Eventually they allowed us on board the ANEK Lines ferry to Crete. Despite
lots of shouting and hand waving by the ship's crew we soon had all the
vehicles snugly parked in corners of the vehicle deck, surrounded by semi
trailers. A few people booked cabins while others chose aircraft style
seats. I suspect there will be quite a few more cabins booked for the
return journey!

Driving in line off the ferry at Heraklion in the early morning light,
Lang led the way to two small pinnacle hills – called "The Charlies" for
obvious reasons by Australian soldiers defending the airfield below. It
only took an hour to round up the lost vehicles at the top of the hill
after the 3km journey.

Lang gave us a talk on the successful defence of Heraklion airfield by the
allied defenders from the German Paratroops then everyone drove down into
town to do shopping, refuel etc before meeting at a prearranged point in
two hours. Lang and I had completed all this administration in Athens
before departure so we went into the ancient Venetian port and had coffee
and toasted sandwiches on the waterfront.

There had been some comments about travelling in a military style convoy
instead of our free-running system so, to prove a point, Lang made Crete a
full convoy operation. Setting out from our Heraklion meeting point we
went up the old road to the west. We chose this as the more interesting of
the two, avoiding the new coast road. There was a continuos snapping of
cameras and oohs and aahs as we wound slowly up switchback roads through
the mountains. The views of snow covered peaks and glassy blue
Mediterranean Sea we absolutely spectacular.

Despite our Chev spending much time in second gear to allow the trucks to
keep up on the steep climbs we had several waits for convoy breaks and
people were discovery it was not an easy way to travel.
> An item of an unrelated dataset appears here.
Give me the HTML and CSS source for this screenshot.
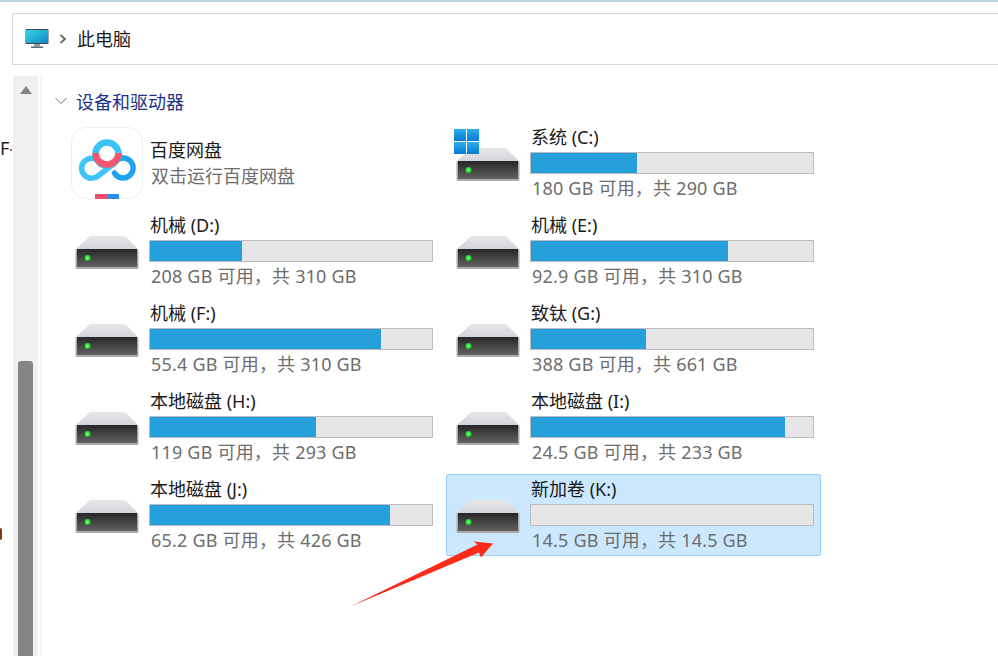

3 out of the 15 vehicles arrived at the lovely beachside restaurant to
talk about Colonel Cambel's brilliant defence of the Rethimnon airstrip by
his Australian troops (not far from where we sat). The other vehicles were
"somewhere" in Crete, no doubt enjoying themselves!

We arrived at a pretty olive-grove camp site in Chania to be greeted
during the next few hours by small groups of very high spirited, if
navigationally challenged, convoy members. Piling into the smaller
vehicles we all headed into town to the 1,000 year old port to have dinner
beneath a full moon at a waterfront restaurant. A number of vehicles had
unannounced tours of the city before arriving back at camp in top form.

Next morning we set off to look at the key battlefield of the Crete
campaign, Maleme airfield. Driving along a straight road for 15km we had
as many as 50% of the convoy arriving at Hill 107. While the tail enders
joined us the others waited in the lovely German war Cemetary on top of
the hill overlooking the airfield. Lang gave us a 30 minute overview of
the New Zealanders' savage battles with German airborne troops before we
returned to the vehicles to retrace our steps east.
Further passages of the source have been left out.